» **Short task**
Extract all lines that hold the string "with".

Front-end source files
-*-
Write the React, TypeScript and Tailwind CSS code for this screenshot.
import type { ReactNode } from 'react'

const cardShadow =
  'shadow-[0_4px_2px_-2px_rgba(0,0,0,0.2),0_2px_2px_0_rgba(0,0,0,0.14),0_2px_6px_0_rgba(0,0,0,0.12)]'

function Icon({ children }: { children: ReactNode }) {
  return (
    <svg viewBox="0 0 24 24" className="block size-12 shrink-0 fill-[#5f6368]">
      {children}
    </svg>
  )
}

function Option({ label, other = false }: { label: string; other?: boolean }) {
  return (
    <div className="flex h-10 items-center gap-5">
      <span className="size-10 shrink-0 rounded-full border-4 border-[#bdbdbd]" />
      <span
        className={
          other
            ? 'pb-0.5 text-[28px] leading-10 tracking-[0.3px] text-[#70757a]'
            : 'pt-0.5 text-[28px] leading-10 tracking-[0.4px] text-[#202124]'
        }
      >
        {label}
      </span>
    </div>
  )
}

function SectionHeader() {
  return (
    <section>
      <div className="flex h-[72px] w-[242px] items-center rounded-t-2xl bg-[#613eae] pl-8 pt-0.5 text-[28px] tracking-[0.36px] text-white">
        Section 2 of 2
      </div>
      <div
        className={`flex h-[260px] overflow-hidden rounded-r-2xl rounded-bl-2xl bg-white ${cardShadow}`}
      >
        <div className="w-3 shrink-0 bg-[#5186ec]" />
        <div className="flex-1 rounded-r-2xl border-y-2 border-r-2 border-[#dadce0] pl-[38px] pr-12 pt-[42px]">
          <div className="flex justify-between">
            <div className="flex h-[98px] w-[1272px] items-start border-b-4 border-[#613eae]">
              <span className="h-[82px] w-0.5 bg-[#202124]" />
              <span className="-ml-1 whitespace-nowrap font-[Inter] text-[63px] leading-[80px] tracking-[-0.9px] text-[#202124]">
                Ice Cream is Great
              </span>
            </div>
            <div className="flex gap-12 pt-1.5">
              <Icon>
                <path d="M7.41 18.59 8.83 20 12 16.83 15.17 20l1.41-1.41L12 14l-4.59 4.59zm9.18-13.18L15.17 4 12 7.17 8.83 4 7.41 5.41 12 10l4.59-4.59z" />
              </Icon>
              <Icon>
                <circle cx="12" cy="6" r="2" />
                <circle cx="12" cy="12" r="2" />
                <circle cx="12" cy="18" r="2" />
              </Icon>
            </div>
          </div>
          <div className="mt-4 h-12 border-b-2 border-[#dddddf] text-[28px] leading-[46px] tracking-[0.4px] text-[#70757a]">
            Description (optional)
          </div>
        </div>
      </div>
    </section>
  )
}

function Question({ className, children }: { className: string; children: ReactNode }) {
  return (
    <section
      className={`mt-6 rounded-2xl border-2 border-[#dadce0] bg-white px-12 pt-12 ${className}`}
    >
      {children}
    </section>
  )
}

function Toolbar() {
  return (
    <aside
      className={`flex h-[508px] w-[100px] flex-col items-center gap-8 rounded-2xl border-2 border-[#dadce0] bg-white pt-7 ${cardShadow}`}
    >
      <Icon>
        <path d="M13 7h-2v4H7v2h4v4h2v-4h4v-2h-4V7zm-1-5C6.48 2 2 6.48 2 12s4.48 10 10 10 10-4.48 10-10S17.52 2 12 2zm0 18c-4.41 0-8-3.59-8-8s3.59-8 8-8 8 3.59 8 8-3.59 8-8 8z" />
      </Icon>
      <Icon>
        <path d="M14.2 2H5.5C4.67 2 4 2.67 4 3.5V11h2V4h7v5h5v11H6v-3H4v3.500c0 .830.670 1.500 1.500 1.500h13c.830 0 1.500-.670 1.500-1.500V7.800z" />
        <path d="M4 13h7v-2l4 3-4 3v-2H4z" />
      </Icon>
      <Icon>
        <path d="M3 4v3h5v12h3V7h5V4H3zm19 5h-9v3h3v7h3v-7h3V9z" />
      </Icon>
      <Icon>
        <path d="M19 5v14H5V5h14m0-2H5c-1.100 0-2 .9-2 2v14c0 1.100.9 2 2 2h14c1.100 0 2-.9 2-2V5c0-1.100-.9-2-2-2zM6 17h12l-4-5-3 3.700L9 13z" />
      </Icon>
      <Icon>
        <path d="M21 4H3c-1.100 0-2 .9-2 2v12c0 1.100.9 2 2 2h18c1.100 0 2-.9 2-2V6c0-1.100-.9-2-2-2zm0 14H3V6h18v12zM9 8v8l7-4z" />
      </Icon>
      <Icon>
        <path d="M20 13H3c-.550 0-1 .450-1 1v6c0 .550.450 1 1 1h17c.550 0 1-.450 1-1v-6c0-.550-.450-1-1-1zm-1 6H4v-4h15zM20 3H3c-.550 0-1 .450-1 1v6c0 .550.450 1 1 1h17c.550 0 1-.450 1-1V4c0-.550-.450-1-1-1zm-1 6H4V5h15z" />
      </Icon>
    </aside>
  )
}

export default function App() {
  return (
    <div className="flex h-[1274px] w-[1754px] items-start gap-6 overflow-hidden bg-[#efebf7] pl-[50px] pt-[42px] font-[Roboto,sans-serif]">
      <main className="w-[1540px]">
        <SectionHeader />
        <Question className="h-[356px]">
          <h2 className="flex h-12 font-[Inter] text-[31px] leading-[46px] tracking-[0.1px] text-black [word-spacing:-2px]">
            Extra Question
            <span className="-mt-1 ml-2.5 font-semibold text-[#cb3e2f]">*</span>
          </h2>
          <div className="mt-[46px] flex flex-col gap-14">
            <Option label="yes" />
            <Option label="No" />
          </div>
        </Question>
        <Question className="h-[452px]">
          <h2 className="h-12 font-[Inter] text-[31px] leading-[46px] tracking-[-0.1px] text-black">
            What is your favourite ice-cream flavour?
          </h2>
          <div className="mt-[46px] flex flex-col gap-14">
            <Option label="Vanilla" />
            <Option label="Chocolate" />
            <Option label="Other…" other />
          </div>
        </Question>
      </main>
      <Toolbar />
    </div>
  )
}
-*-
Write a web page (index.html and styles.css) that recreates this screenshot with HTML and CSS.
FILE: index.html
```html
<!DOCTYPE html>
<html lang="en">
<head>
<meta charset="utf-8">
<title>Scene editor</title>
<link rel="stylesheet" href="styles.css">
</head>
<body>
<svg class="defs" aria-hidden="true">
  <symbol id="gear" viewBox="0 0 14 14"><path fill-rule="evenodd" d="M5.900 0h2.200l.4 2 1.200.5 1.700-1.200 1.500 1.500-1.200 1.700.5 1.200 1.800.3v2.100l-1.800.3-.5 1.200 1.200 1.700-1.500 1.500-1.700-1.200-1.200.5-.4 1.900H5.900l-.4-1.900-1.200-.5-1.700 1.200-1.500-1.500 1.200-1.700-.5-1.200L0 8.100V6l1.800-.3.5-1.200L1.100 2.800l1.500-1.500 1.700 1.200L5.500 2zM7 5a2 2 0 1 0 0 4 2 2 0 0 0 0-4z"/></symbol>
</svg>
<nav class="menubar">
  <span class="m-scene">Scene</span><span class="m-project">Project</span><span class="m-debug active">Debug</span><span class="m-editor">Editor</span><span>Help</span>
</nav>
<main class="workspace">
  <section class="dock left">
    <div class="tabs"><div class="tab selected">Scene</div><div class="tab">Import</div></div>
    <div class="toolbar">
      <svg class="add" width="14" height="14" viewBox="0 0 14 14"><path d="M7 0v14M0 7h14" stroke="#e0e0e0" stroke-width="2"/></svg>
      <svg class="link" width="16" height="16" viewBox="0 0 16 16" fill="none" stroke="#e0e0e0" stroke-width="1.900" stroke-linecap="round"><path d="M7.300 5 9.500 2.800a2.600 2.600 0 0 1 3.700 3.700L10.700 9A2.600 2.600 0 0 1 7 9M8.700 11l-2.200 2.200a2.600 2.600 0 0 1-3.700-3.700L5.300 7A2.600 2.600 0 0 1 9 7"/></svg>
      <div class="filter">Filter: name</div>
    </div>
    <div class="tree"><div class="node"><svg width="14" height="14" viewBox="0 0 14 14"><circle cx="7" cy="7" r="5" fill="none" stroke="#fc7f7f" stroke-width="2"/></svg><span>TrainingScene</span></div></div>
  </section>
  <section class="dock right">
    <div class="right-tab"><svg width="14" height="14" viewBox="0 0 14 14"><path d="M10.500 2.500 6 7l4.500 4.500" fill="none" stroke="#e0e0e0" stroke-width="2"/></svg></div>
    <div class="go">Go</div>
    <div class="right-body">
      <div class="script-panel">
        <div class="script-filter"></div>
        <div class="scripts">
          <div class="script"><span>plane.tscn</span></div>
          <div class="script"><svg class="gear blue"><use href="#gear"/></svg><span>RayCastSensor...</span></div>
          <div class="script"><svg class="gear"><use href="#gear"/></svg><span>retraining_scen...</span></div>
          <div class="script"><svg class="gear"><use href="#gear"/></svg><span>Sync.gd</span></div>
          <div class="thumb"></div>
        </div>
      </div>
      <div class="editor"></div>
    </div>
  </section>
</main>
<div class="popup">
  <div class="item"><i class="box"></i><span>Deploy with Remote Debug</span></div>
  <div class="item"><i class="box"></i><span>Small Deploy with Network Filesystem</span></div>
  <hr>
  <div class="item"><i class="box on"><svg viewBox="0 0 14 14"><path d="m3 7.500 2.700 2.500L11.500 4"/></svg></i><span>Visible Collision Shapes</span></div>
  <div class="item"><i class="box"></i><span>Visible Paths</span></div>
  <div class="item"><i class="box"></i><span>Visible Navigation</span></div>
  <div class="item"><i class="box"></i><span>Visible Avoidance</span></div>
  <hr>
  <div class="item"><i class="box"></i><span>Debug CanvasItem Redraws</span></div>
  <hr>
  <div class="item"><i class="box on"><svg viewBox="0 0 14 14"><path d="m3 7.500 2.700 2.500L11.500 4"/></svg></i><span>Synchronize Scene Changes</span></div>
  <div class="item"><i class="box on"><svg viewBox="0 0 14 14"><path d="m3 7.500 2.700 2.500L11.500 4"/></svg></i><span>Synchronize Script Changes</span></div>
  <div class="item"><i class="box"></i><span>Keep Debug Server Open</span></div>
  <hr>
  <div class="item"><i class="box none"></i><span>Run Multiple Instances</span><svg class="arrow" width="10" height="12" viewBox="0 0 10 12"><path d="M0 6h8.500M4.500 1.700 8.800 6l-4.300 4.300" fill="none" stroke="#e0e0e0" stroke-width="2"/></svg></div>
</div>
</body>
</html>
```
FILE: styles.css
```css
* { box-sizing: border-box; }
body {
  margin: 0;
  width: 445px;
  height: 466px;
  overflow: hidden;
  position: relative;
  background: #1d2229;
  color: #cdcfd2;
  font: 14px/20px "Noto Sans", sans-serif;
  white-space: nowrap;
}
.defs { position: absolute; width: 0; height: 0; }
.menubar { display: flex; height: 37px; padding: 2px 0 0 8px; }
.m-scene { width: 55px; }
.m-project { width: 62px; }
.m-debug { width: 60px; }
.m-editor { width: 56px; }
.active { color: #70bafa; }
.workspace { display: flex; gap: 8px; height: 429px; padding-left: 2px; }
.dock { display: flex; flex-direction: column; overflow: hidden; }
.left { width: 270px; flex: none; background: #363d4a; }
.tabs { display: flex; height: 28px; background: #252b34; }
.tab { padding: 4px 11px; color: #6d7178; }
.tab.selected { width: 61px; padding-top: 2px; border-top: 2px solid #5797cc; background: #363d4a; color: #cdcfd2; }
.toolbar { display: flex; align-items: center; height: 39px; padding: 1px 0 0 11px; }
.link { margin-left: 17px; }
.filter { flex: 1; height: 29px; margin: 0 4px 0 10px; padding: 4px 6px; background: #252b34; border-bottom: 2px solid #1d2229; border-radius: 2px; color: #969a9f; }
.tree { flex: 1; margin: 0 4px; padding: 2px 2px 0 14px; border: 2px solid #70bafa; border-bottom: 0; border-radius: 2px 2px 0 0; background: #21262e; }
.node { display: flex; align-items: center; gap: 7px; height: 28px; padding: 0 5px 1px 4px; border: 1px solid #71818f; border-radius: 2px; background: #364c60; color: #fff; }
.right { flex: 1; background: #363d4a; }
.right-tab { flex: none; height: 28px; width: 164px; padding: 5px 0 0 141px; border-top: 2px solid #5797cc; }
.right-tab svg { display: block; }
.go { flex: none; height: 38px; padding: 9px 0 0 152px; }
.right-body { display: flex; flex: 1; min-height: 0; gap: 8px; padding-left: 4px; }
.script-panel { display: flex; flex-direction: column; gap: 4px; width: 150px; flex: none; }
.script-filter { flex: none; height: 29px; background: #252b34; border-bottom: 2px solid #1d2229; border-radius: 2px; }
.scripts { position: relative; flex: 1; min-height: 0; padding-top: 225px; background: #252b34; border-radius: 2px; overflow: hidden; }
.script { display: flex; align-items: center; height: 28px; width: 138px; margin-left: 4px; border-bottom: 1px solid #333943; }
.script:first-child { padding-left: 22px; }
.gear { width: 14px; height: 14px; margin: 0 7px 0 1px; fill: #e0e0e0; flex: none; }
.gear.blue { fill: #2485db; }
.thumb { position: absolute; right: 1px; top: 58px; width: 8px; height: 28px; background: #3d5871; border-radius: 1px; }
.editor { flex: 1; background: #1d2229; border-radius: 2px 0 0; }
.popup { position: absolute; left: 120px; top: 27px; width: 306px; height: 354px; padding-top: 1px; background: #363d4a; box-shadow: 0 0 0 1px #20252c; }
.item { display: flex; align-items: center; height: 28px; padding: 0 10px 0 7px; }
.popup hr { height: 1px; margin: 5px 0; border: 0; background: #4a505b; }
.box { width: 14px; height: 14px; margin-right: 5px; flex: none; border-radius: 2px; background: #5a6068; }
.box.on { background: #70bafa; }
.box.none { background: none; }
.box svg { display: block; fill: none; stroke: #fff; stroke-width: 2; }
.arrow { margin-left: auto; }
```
-*-
» **Answer for this exercise**
Write a web page (index.html and styles.css) that recreates this screenshot with HTML and CSS.
  <div class="item"><i class="box"></i><span>Deploy with Remote Debug</span></div>
  <div class="item"><i class="box"></i><span>Small Deploy with Network Filesystem</span></div>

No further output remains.